Sir Edward Elgar (1857-1934) was a dominant force in English music at the turn of the 20th century. His magnificent ‘cello concerto was composed in 1919; more recently, it has become identified with the great ‘cellist Jacqueline du Pré, who made it into her signature piece (and is used in the movie Hillary and Jackie.)

This 4-movement work displays an astonishing sweep of emotion and melody, from tragedy and pathos to exuberance. After a declamatory ‘cello opening, the first movement settles into an introspective lilt, punctuated by solo flourishes and dramatic orchestral statements. It is followed without a break by the witty second movement, with its brilliant solo passagework and lightly-textured accompaniment.
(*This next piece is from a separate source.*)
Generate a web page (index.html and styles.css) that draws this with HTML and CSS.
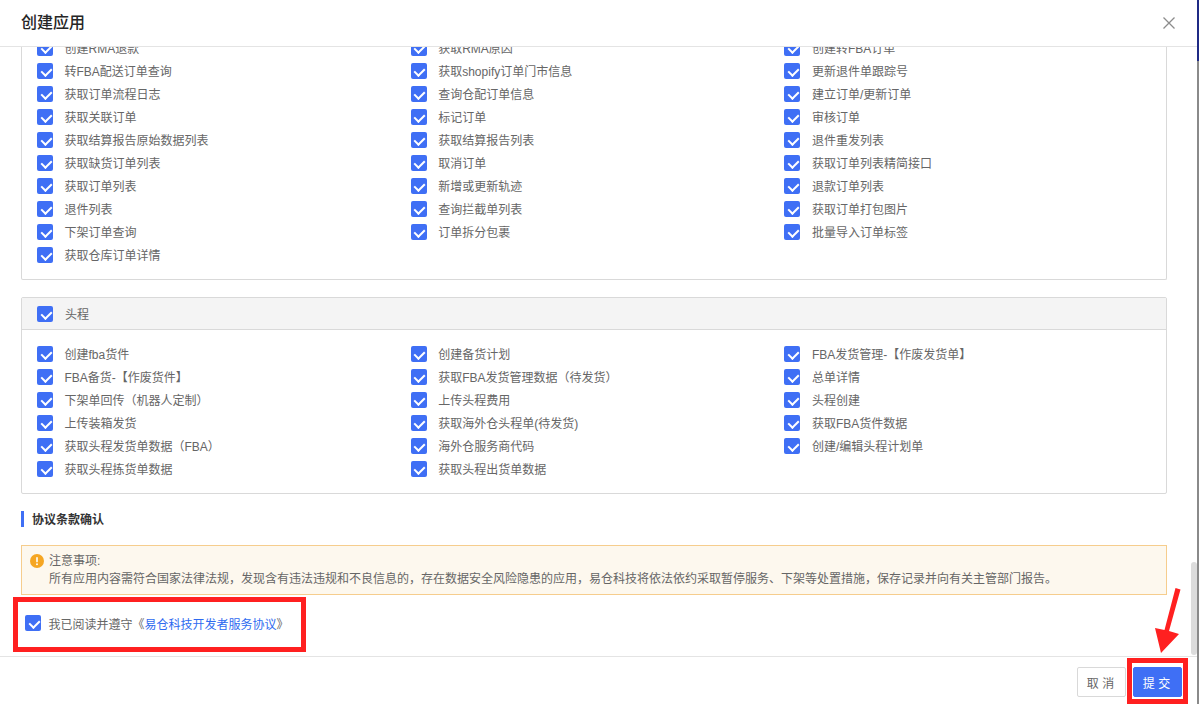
FILE: index.html
```html
<!DOCTYPE html>
<html lang="zh-CN">
<head>
    <meta charset="UTF-8">
    <title>创建应用</title>
    <link rel="stylesheet" href="styles.css">
</head>
<body>
    <div class="page">
        <div class="modal">
            <div class="modal-header">
                <span class="modal-title">创建应用</span>
                <svg class="close-icon" width="14" height="14" viewBox="0 0 14 14"><path d="M1.5 1.5 L12.5 12.5 M12.5 1.5 L1.5 12.5" stroke="#8c8c8c" stroke-width="1.3" fill="none"/></svg>
            </div>

            <div class="modal-body">
                <div class="modal-inner">
                    <!-- Order permissions, header scrolled out of view -->
                    <div class="panel">
                        <div class="perm-grid perm-grid-clipped">
                            <label class="perm"><span class="check"></span>创建RMA退款</label>
                            <label class="perm"><span class="check"></span>获取RMA原因</label>
                            <label class="perm"><span class="check"></span>创建转FBA订单</label>
                            <label class="perm"><span class="check"></span>转FBA配送订单查询</label>
                            <label class="perm"><span class="check"></span>获取shopify订单门市信息</label>
                            <label class="perm"><span class="check"></span>更新退件单跟踪号</label>
                            <label class="perm"><span class="check"></span>获取订单流程日志</label>
                            <label class="perm"><span class="check"></span>查询仓配订单信息</label>
                            <label class="perm"><span class="check"></span>建立订单/更新订单</label>
                            <label class="perm"><span class="check"></span>获取关联订单</label>
                            <label class="perm"><span class="check"></span>标记订单</label>
                            <label class="perm"><span class="check"></span>审核订单</label>
                            <label class="perm"><span class="check"></span>获取结算报告原始数据列表</label>
                            <label class="perm"><span class="check"></span>获取结算报告列表</label>
                            <label class="perm"><span class="check"></span>退件重发列表</label>
                            <label class="perm"><span class="check"></span>获取缺货订单列表</label>
                            <label class="perm"><span class="check"></span>取消订单</label>
                            <label class="perm"><span class="check"></span>获取订单列表精简接口</label>
                            <label class="perm"><span class="check"></span>获取订单列表</label>
                            <label class="perm"><span class="check"></span>新增或更新轨迹</label>
                            <label class="perm"><span class="check"></span>退款订单列表</label>
                            <label class="perm"><span class="check"></span>退件列表</label>
                            <label class="perm"><span class="check"></span>查询拦截单列表</label>
                            <label class="perm"><span class="check"></span>获取订单打包图片</label>
                            <label class="perm"><span class="check"></span>下架订单查询</label>
                            <label class="perm"><span class="check"></span>订单拆分包裹</label>
                            <label class="perm"><span class="check"></span>批量导入订单标签</label>
                            <label class="perm"><span class="check"></span>获取仓库订单详情</label>
                        </div>
                    </div>

                    <!-- First leg permissions -->
                    <div class="panel panel-full">
                        <div class="panel-head"><span class="check"></span>头程</div>
                        <div class="perm-grid">
                            <label class="perm"><span class="check"></span>创建fba货件</label>
                            <label class="perm"><span class="check"></span>创建备货计划</label>
                            <label class="perm"><span class="check"></span>FBA发货管理-【作废发货单】</label>
                            <label class="perm"><span class="check"></span>FBA备货-【作废货件】</label>
                            <label class="perm"><span class="check"></span>获取FBA发货管理数据（待发货）</label>
                            <label class="perm"><span class="check"></span>总单详情</label>
                            <label class="perm"><span class="check"></span>下架单回传（机器人定制）</label>
                            <label class="perm"><span class="check"></span>上传头程费用</label>
                            <label class="perm"><span class="check"></span>头程创建</label>
                            <label class="perm"><span class="check"></span>上传装箱发货</label>
                            <label class="perm"><span class="check"></span>获取海外仓头程单(待发货)</label>
                            <label class="perm"><span class="check"></span>获取FBA货件数据</label>
                            <label class="perm"><span class="check"></span>获取头程发货单数据（FBA）</label>
                            <label class="perm"><span class="check"></span>海外仓服务商代码</label>
                            <label class="perm"><span class="check"></span>创建/编辑头程计划单</label>
                            <label class="perm"><span class="check"></span>获取头程拣货单数据</label>
                            <label class="perm"><span class="check"></span>获取头程出货单数据</label>
                        </div>
                    </div>

                    <div class="section-title">协议条款确认</div>

                    <div class="notice">
                        <svg class="notice-icon" width="14" height="14" viewBox="0 0 14 14"><circle cx="7" cy="7" r="7" fill="#f5a623"/><rect x="6.2" y="3" width="1.6" height="5.4" rx="0.8" fill="#fff"/><circle cx="7" cy="10.2" r="0.95" fill="#fff"/></svg>
                        <div class="notice-text">
                            <div>注意事项:</div>
                            <div>所有应用内容需符合国家法律法规，发现含有违法违规和不良信息的，存在数据安全风险隐患的应用，易仓科技将依法依约采取暂停服务、下架等处置措施，保存记录并向有关主管部门报告。</div>
                        </div>
                    </div>

                    <label class="agree"><span class="check"></span><span>我已阅读并遵守《<a class="agree-link" href="#">易仓科技开发者服务协议</a>》</span></label>
                </div>
                <div class="scroll-thumb"></div>
            </div>

            <div class="modal-footer">
                <button class="btn">取 消</button>
                <button class="btn btn-primary">提 交</button>
            </div>
        </div>

        <div class="edge"><div class="edge-top"></div></div>

        <!-- Red annotations drawn over the screenshot -->
        <div class="mark mark-agree"></div>
        <div class="mark mark-submit"></div>
        <svg class="mark-arrow" width="30" height="70" viewBox="0 0 30 70"><path d="M21.5 2 L26.5 3.5 L15 45 L25 48 L7 67 L1 42 L10.5 44 Z" fill="#ff2020"/></svg>
    </div>
</body>
</html>
```

FILE: styles.css
```css
/* Reset */
* {
    margin: 0;
    padding: 0;
    box-sizing: border-box;
}

body {
    font-family: "Liberation Sans", "Noto Sans CJK SC", sans-serif;
    font-size: 12px;
    color: #666;
    background: #fff;
    overflow: hidden;
}

.page {
    position: relative;
    display: flex;
    width: 1199px;
    height: 704px;
    overflow: hidden;
}

/* Modal */
.modal {
    flex: 1;
    display: flex;
    flex-direction: column;
    background: #fff;
}

.modal-header {
    height: 47px;
    flex: none;
    display: flex;
    align-items: center;
    justify-content: space-between;
    padding: 0 21px 4px 21px;
    border-bottom: 1px solid #e4e4e4;
}

.modal-title {
    font-size: 16px;
    font-weight: 500;
    color: #262626;
}

.close-icon {
    margin-top: 4px;
}

.modal-body {
    position: relative;
    flex: 1;
    overflow: hidden;
}

.modal-inner {
    margin-top: -11px;
    padding: 0 30px 0 21px;
}

.modal-footer {
    height: 48px;
    flex: none;
    display: flex;
    justify-content: flex-end;
    align-items: flex-start;
    gap: 7px;
    padding: 10px 15px 0 0;
    border-top: 1px solid #e4e4e4;
}

/* Scrollbar */
.scroll-thumb {
    position: absolute;
    top: 515px;
    right: 0;
    width: 6px;
    height: 93px;
    border-radius: 3px;
    background: #dcdcdc;
}

/* Right window edge */
.edge {
    width: 2px;
    flex: none;
    background: #8a8a8a;
}

.edge-top {
    height: 61px;
    background: #1f2a85;
}

/* Permission panels */
.panel {
    border: 1px solid #d9d9d9;
    border-top: none;
    border-radius: 2px;
}

.panel-full {
    margin-top: 17px;
    border-top: 1px solid #d9d9d9;
}

.panel-head {
    height: 32px;
    display: flex;
    align-items: center;
    padding-left: 15px;
    background: #f4f4f4;
    border-bottom: 1px solid #d9d9d9;
}

.panel-head .check {
    margin-right: 12px;
}

.perm-grid {
    display: grid;
    grid-template-columns: repeat(3, 373.7px);
    grid-auto-rows: 23px;
    padding: 12px 0 13px 15px;
}

.perm-grid-clipped {
    padding-top: 0;
}

.perm {
    display: flex;
    align-items: center;
    gap: 11.5px;
    white-space: nowrap;
}

/* Checkbox */
.check {
    position: relative;
    flex: none;
    display: inline-block;
    width: 16px;
    height: 16px;
    border-radius: 2px;
    background: #3f6ff5;
}

.check::after {
    content: "";
    position: absolute;
    top: 3px;
    left: 5.5px;
    width: 5px;
    height: 8px;
    border: solid #fff;
    border-width: 0 2px 2px 0;
    transform: rotate(45deg);
}

/* Agreement section */
.section-title {
    margin-top: 17px;
    height: 16px;
    line-height: 18px;
    padding-left: 8px;
    border-left: 3px solid #3f6ff5;
    font-weight: 700;
    color: #333;
}

.notice {
    display: flex;
    gap: 5px;
    height: 50px;
    margin-top: 18px;
    padding: 7px 8px 0;
    background: #fdf8ee;
    border: 1px solid #f6cd8d;
    line-height: 17.5px;
}

.notice-icon {
    flex: none;
    margin-top: 1px;
}

.agree {
    display: flex;
    align-items: center;
    gap: 7.5px;
    margin: 20px 0 0 4px;
    height: 16px;
}

.agree-link {
    color: #2f6bf0;
    text-decoration: none;
}

/* Footer buttons */
.btn {
    width: 49px;
    height: 30px;
    padding-right: 2px;
    font: inherit;
    color: #666;
    background: #fff;
    border: 1px solid #d9d9d9;
    border-radius: 2px;
}

.btn-primary {
    color: #fff;
    background: #3f6ff5;
    border-color: #3f6ff5;
}

/* Red annotations */
.mark {
    position: absolute;
    border: 5px solid #ff2020;
}

.mark-agree {
    left: 13px;
    top: 597px;
    width: 293px;
    height: 55px;
}

.mark-submit {
    left: 1127px;
    top: 658px;
    width: 61px;
    height: 46px;
}

.mark-arrow {
    position: absolute;
    left: 1154px;
    top: 586px;
}
```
A romantic adagio allows the ‘cello to display its singing qualities to the fullest. The dramatic last movement is at times almost operatic, with the ‘cello and orchestra playing off each other’s themes; towards the end, themes from the adagio and opening movements make an encore appearance before a dash to the dramatic finish.

Polovtsian Dances

Polovtsian Dances

By profession an eminent chemist and professor, Borodin (1833-1887) was also a member of a Russian musical circle which included Mussorgsky and Rimsky-Korsakov.


While his musical output was not large, it includes some of the best-known Russian classical works, including a number of symphonies, his D Major string quartet (with the famous Nocturne), and his masterpiece, the opera Prince Igor.

The Polovtsian Dances come from the second act of the opera, in which the Khan of the Polovtsi, a Mongol tribe, is entertaining Prince Igor, whom he has taken captive.

While a chorus is used when the dances are played in the opera, they are often played by instruments alone in a concert setting, as we are doing today. An initial processional characterized by wind solos against a plucked string and harp accompaniment gives way to a series of dances alternatively featuring dancing girls, warriors (fast descending clarinet motif); and young boys (leaping wind and string motifs). An accelerating coda brings the piece to its conclusion.